Work to complete - Exactly as written, quote every line that follows, skipping the images.

Recorded information -

*****

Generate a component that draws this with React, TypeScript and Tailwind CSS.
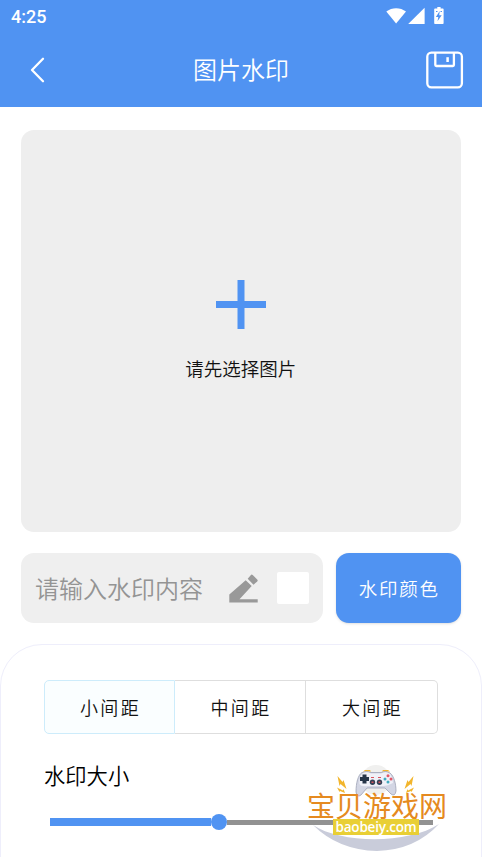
const spacings = [
  { id: "small", label: "小间距" },
  { id: "medium", label: "中间距" },
  { id: "large", label: "大间距" },
];

function StatusIcons() {
  return (
    <svg width="64" height="20" viewBox="0 0 64 20" fill="#fff">
      <path d="M0.3 5.600C6 1 14.300 1 20 5.600L10.100 17.500Z" />
      <path d="M38.600 1.700V18H22.200Z" />
      <path d="M51.300 2.400V1h3.300v1.400h2.200c.5 0 .8.3.8.800v14c0 .5-.3.800-.8.800h-7.800c-.5 0-.8-.3-.8-.800v-14c0-.5.3-.800.800-.800z" />
      <path d="M53.700 5 49.900 11H52.300L51.500 15.300 55.700 9.200H53.200Z" fill="#5093f2" />
      <path d="M50 5.500h1.500M54.500 5.500h1.500" stroke="#5093f2" />
    </svg>
  );
}

function SaveIcon() {
  return (
    <svg width="38" height="38" viewBox="0 0 38 38" fill="none" stroke="#fff" strokeWidth="2.300">
      <rect x="1.300" y="1.700" width="34.600" height="34.600" rx="4" />
      <path d="M9.300 1.700V14c0 .7.300 1 1 1H26.900c.7 0 1-.3 1-1V1.700" />
      <path d="M21.600 6.200V11" strokeWidth="2.500" />
    </svg>
  );
}

function Header() {
  return (
    <header className="h-[107px] shrink-0 bg-[#5093f2] text-white">
      <div className="flex h-8 items-center justify-between pl-[11px] pr-[32px]">
        <span className="font-[Roboto] text-[18px] font-medium leading-none pt-0.5">4:25</span>
        <StatusIcons />
      </div>
      <div className="flex h-[75px] items-center justify-between pl-[29px] pr-[18.500px]">
        <div className="flex w-[38px]">
          <svg width="17" height="26" viewBox="0 0 17 26" fill="none" stroke="#fff" strokeWidth="2.300" strokeLinecap="round" strokeLinejoin="round">
            <path d="M14 1.800 3 13 14 24.200" />
          </svg>
        </div>
        <h1 className="mr-[10.500px] pb-[2px] text-[24px] font-[350] leading-none">图片水印</h1>
        <SaveIcon />
      </div>
    </header>
  );
}

function Gamepad() {
  return (
    <svg width="142" height="94" viewBox="0 0 142 94" className="absolute left-0 top-0">
      <circle cx="69" cy="17" r="15" fill="#f0f0ef" />
      <g fill="#f2b52c">
        <path d="m30.500 13 5 6 1-2 3 9-6-5-1 2zM30 24.500l6 3 .5-1.500 1.500 4-5-2-.5 1z" />
        <path d="m106.500 13-5 6-1-2-3 9 6-5 1 2zM107 24.500l-6 3-.5-1.500-1.500 4 5-2 .5 1z" />
        <path d="M56 8.500 58 7h5l1 1.500zM75 8.500 76 7h5l2 1.500z" />
      </g>
      <path d="M55 9.500Q60 7.500 64 9.500H74Q79 7 83 10C87 13 89 21 89 28Q88 34 84 31L78 25H60L54 32Q50 35 49 29C49 20 51 12 55 9.500Z" fill="#d3d6e4" stroke="#9da2b5" strokeWidth=".8" />
      <path d="M56 10Q60 8.500 64 10.500H74Q80 8 83 11Q86 15 86 20Q80 23 76 23H61Q54 24 52.500 21Q52 14 56 10Z" fill="#f0f1f8" />
      <path d="M55.500 11.500h4V14H62v4h-2.500v2.500h-4V18H53v-4h2.500z" fill="#263548" />
      <circle cx="65.500" cy="19.300" r="2.700" fill="#344257" />
      <circle cx="72.500" cy="19.300" r="2.700" fill="#344257" />
      <path d="M64.500 19.300h2M71.500 19.300h2" stroke="#d9545e" strokeWidth="1.500" />
      <path d="M64 14.500h3M71 14.500h3" stroke="#d9545e" strokeWidth="1" />
      <circle cx="81" cy="12.800" r="1.500" fill="#e15768" />
      <circle cx="81" cy="19" r="1.500" fill="#42abc0" />
      <circle cx="78" cy="16" r="1.500" fill="#42abc0" />
      <circle cx="84" cy="16" r="1.500" fill="#e15768" />
      <path d="M6 62C34 81 102 81 132 61Q108 87 70 88Q31 87 6 62Z" fill="#c9ccda" />
    </svg>
  );
}

function SiteMark() {
  return (
    <div className="absolute left-[307px] top-[763px] h-[94px] w-[142px]">
      <Gamepad />
      <div className="relative flex flex-col pt-[29px]">
        <span className="whitespace-nowrap text-[28px] font-normal leading-[27px] text-[#e58a20]">宝贝游戏网</span>
        <span className="ml-[26px] flex h-4 w-[86px] items-center justify-center bg-[#e9cf35] pt-px font-['Open_Sans'] text-[13.500px] font-semibold leading-none tracking-[-0.200px] text-white">
          baobeiy.com
        </span>
      </div>
    </div>
  );
}

export default function App() {
  return (
    <div className="relative flex h-[857px] w-[482px] flex-col overflow-hidden bg-white font-['Noto_Sans_CJK_SC',sans-serif] font-[350] text-[#111]">
      <Header />

      <main className="flex flex-1 flex-col">
        <button className="ml-[21px] mr-[21.500px] mt-[23px] flex h-[402px] shrink-0 flex-col items-center rounded-[13px] bg-[#eee] pt-[150px]">
          <svg width="50" height="49" viewBox="0 0 50 49" stroke="#5093f2" strokeWidth="7">
            <path d="M25 0V49M0 24.500H50" />
          </svg>
          <span className="mt-[30px] text-[18.500px] leading-[18px]">请先选择图片</span>
        </button>

        <div className="ml-[21px] mr-[21.500px] mt-[21px] flex h-[70px] shrink-0 gap-[13px]">
          <div className="flex w-[302px] items-center rounded-[13px] bg-[#efefef] pl-[14px] pr-[14px]">
            <span className="text-[24px] leading-none text-[#949494]">请输入水印内容</span>
            <svg className="ml-auto mr-[19px]" width="29" height="29" viewBox="0 0 29 29" fill="#999">
              <path d="M0.300 20.500 16.700 6.200 22.700 12 10.500 25.300H28.700V28.500H0.300Z" />
              <path d="M18.700 4.800 21.700 1.200Q22.700 0 23.700 1L28.200 5.500Q29.200 6.500 28.200 7.500L24.500 10.800Z" />
            </svg>
            <div className="h-8 w-8 rounded-[2px] bg-white" />
          </div>
          <button className="flex-1 rounded-[13px] bg-[#5093f2] pl-[2px] pt-px text-[18.500px] tracking-[1.800px] text-white shadow-sm">
            水印颜色
          </button>
        </div>

        <section className="mt-[21px] flex h-[300px] shrink-0 flex-col rounded-t-[42px] border border-[#eeeefb] px-[43px] pt-[35px]">
          <div className="flex h-[54px] w-[394px]">
            {spacings.map((s, i) => (
              <button
                key={s.id}
                className={
                  i === 0
                    ? "w-[131px] rounded-l-[5px] border border-[#cdecfb] bg-[#fafeff] pl-[2px] text-[18px] tracking-[2.300px]"
                    : i === 1
                      ? "w-[131px] border-y border-r border-[#dedede] pl-[2px] text-[18px] tracking-[2.300px]"
                      : "flex-1 rounded-r-[5px] border-y border-r border-[#dedede] pl-[2px] text-[18px] tracking-[2.300px]"
                }
              >
                {s.label}
              </button>
            ))}
          </div>

          <h2 className="mb-[28px] mt-[30px] text-[21.300px] leading-[22px] text-black">水印大小</h2>
          <div className="ml-[5.500px] flex h-4 w-[383px] items-center">
            <div className="h-2 w-[161.500px] bg-[#5093f2]" />
            <div className="h-4 w-4 rounded-full bg-[#5093f2]" />
            <div className="h-[5px] flex-1 bg-[#929292]" />
          </div>
        </section>
      </main>

      <SiteMark />
    </div>
  );
}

*****

Answer to the task -
Generate a component that draws this with React, TypeScript and Tailwind CSS.
const spacings = [
  { id: "small", label: "小间距" },
  { id: "medium", label: "中间距" },
  { id: "large", label: "大间距" },
];

function StatusIcons() {
  return (
    <svg width="64" height="20" viewBox="0 0 64 20" fill="#fff">
      <path d="M0.3 5.600C6 1 14.300 1 20 5.600L10.100 17.500Z" />
      <path d="M38.600 1.700V18H22.200Z" />
      <path d="M51.300 2.400V1h3.300v1.400h2.200c.5 0 .8.3.8.800v14c0 .5-.3.800-.8.800h-7.800c-.5 0-.8-.3-.8-.800v-14c0-.5.3-.800.800-.800z" />
      <path d="M53.700 5 49.900 11H52.300L51.500 15.300 55.700 9.200H53.200Z" fill="#5093f2" />
      <path d="M50 5.500h1.500M54.500 5.500h1.500" stroke="#5093f2" />
    </svg>
  );
}

function SaveIcon() {
  return (
    <svg width="38" height="38" viewBox="0 0 38 38" fill="none" stroke="#fff" strokeWidth="2.300">
      <rect x="1.300" y="1.700" width="34.600" height="34.600" rx="4" />
      <path d="M9.300 1.700V14c0 .7.300 1 1 1H26.900c.7 0 1-.3 1-1V1.700" />
      <path d="M21.600 6.200V11" strokeWidth="2.500" />
    </svg>
  );
}

function Header() {
  return (
    <header className="h-[107px] shrink-0 bg-[#5093f2] text-white">
      <div className="flex h-8 items-center justify-between pl-[11px] pr-[32px]">
        <span className="font-[Roboto] text-[18px] font-medium leading-none pt-0.5">4:25</span>
        <StatusIcons />
      </div>
      <div className="flex h-[75px] items-center justify-between pl-[29px] pr-[18.500px]">
        <div className="flex w-[38px]">
          <svg width="17" height="26" viewBox="0 0 17 26" fill="none" stroke="#fff" strokeWidth="2.300" strokeLinecap="round" strokeLinejoin="round">
            <path d="M14 1.800 3 13 14 24.200" />
          </svg>
        </div>
        <h1 className="mr-[10.500px] pb-[2px] text-[24px] font-[350] leading-none">图片水印</h1>
        <SaveIcon />
      </div>
    </header>
  );
}

function Gamepad() {
  return (
    <svg width="142" height="94" viewBox="0 0 142 94" className="absolute left-0 top-0">
      <circle cx="69" cy="17" r="15" fill="#f0f0ef" />
      <g fill="#f2b52c">
        <path d="m30.500 13 5 6 1-2 3 9-6-5-1 2zM30 24.500l6 3 .5-1.500 1.500 4-5-2-.5 1z" />
        <path d="m106.500 13-5 6-1-2-3 9 6-5 1 2zM107 24.500l-6 3-.5-1.500-1.500 4 5-2 .5 1z" />
        <path d="M56 8.500 58 7h5l1 1.500zM75 8.500 76 7h5l2 1.500z" />
      </g>
      <path d="M55 9.500Q60 7.500 64 9.500H74Q79 7 83 10C87 13 89 21 89 28Q88 34 84 31L78 25H60L54 32Q50 35 49 29C49 20 51 12 55 9.500Z" fill="#d3d6e4" stroke="#9da2b5" strokeWidth=".8" />
      <path d="M56 10Q60 8.500 64 10.500H74Q80 8 83 11Q86 15 86 20Q80 23 76 23H61Q54 24 52.500 21Q52 14 56 10Z" fill="#f0f1f8" />
      <path d="M55.500 11.500h4V14H62v4h-2.500v2.500h-4V18H53v-4h2.500z" fill="#263548" />
      <circle cx="65.500" cy="19.300" r="2.700" fill="#344257" />
      <circle cx="72.500" cy="19.300" r="2.700" fill="#344257" />
      <path d="M64.500 19.300h2M71.500 19.300h2" stroke="#d9545e" strokeWidth="1.500" />
      <path d="M64 14.500h3M71 14.500h3" stroke="#d9545e" strokeWidth="1" />
      <circle cx="81" cy="12.800" r="1.500" fill="#e15768" />
      <circle cx="81" cy="19" r="1.500" fill="#42abc0" />
      <circle cx="78" cy="16" r="1.500" fill="#42abc0" />
      <circle cx="84" cy="16" r="1.500" fill="#e15768" />
      <path d="M6 62C34 81 102 81 132 61Q108 87 70 88Q31 87 6 62Z" fill="#c9ccda" />
    </svg>
  );
}

function SiteMark() {
  return (
    <div className="absolute left-[307px] top-[763px] h-[94px] w-[142px]">
      <Gamepad />
      <div className="relative flex flex-col pt-[29px]">
        <span className="whitespace-nowrap text-[28px] font-normal leading-[27px] text-[#e58a20]">宝贝游戏网</span>
        <span className="ml-[26px] flex h-4 w-[86px] items-center justify-center bg-[#e9cf35] pt-px font-['Open_Sans'] text-[13.500px] font-semibold leading-none tracking-[-0.200px] text-white">
          baobeiy.com
        </span>
      </div>
    </div>
  );
}

export default function App() {
  return (
    <div className="relative flex h-[857px] w-[482px] flex-col overflow-hidden bg-white font-['Noto_Sans_CJK_SC',sans-serif] font-[350] text-[#111]">
      <Header />

      <main className="flex flex-1 flex-col">
        <button className="ml-[21px] mr-[21.500px] mt-[23px] flex h-[402px] shrink-0 flex-col items-center rounded-[13px] bg-[#eee] pt-[150px]">
          <svg width="50" height="49" viewBox="0 0 50 49" stroke="#5093f2" strokeWidth="7">
            <path d="M25 0V49M0 24.500H50" />
          </svg>
          <span className="mt-[30px] text-[18.500px] leading-[18px]">请先选择图片</span>
        </button>

        <div className="ml-[21px] mr-[21.500px] mt-[21px] flex h-[70px] shrink-0 gap-[13px]">
          <div className="flex w-[302px] items-center rounded-[13px] bg-[#efefef] pl-[14px] pr-[14px]">
            <span className="text-[24px] leading-none text-[#949494]">请输入水印内容</span>
            <svg className="ml-auto mr-[19px]" width="29" height="29" viewBox="0 0 29 29" fill="#999">
              <path d="M0.300 20.500 16.700 6.200 22.700 12 10.500 25.300H28.700V28.500H0.300Z" />
              <path d="M18.700 4.800 21.700 1.200Q22.700 0 23.700 1L28.200 5.500Q29.200 6.500 28.200 7.500L24.500 10.800Z" />
            </svg>
            <div className="h-8 w-8 rounded-[2px] bg-white" />
          </div>
          <button className="flex-1 rounded-[13px] bg-[#5093f2] pl-[2px] pt-px text-[18.500px] tracking-[1.800px] text-white shadow-sm">
            水印颜色
          </button>
        </div>

        <section className="mt-[21px] flex h-[300px] shrink-0 flex-col rounded-t-[42px] border border-[#eeeefb] px-[43px] pt-[35px]">
          <div className="flex h-[54px] w-[394px]">
            {spacings.map((s, i) => (
              <button
                key={s.id}
                className={
                  i === 0
                    ? "w-[131px] rounded-l-[5px] border border-[#cdecfb] bg-[#fafeff] pl-[2px] text-[18px] tracking-[2.300px]"
                    : i === 1
                      ? "w-[131px] border-y border-r border-[#dedede] pl-[2px] text-[18px] tracking-[2.300px]"
                      : "flex-1 rounded-r-[5px] border-y border-r border-[#dedede] pl-[2px] text-[18px] tracking-[2.300px]"
                }
              >
                {s.label}
              </button>
            ))}
          </div>

          <h2 className="mb-[28px] mt-[30px] text-[21.300px] leading-[22px] text-black">水印大小</h2>
          <div className="ml-[5.500px] flex h-4 w-[383px] items-center">
            <div className="h-2 w-[161.500px] bg-[#5093f2]" />
            <div className="h-4 w-4 rounded-full bg-[#5093f2]" />
            <div className="h-[5px] flex-1 bg-[#929292]" />
          </div>
        </section>
      </main>

      <SiteMark />
    </div>
  );
}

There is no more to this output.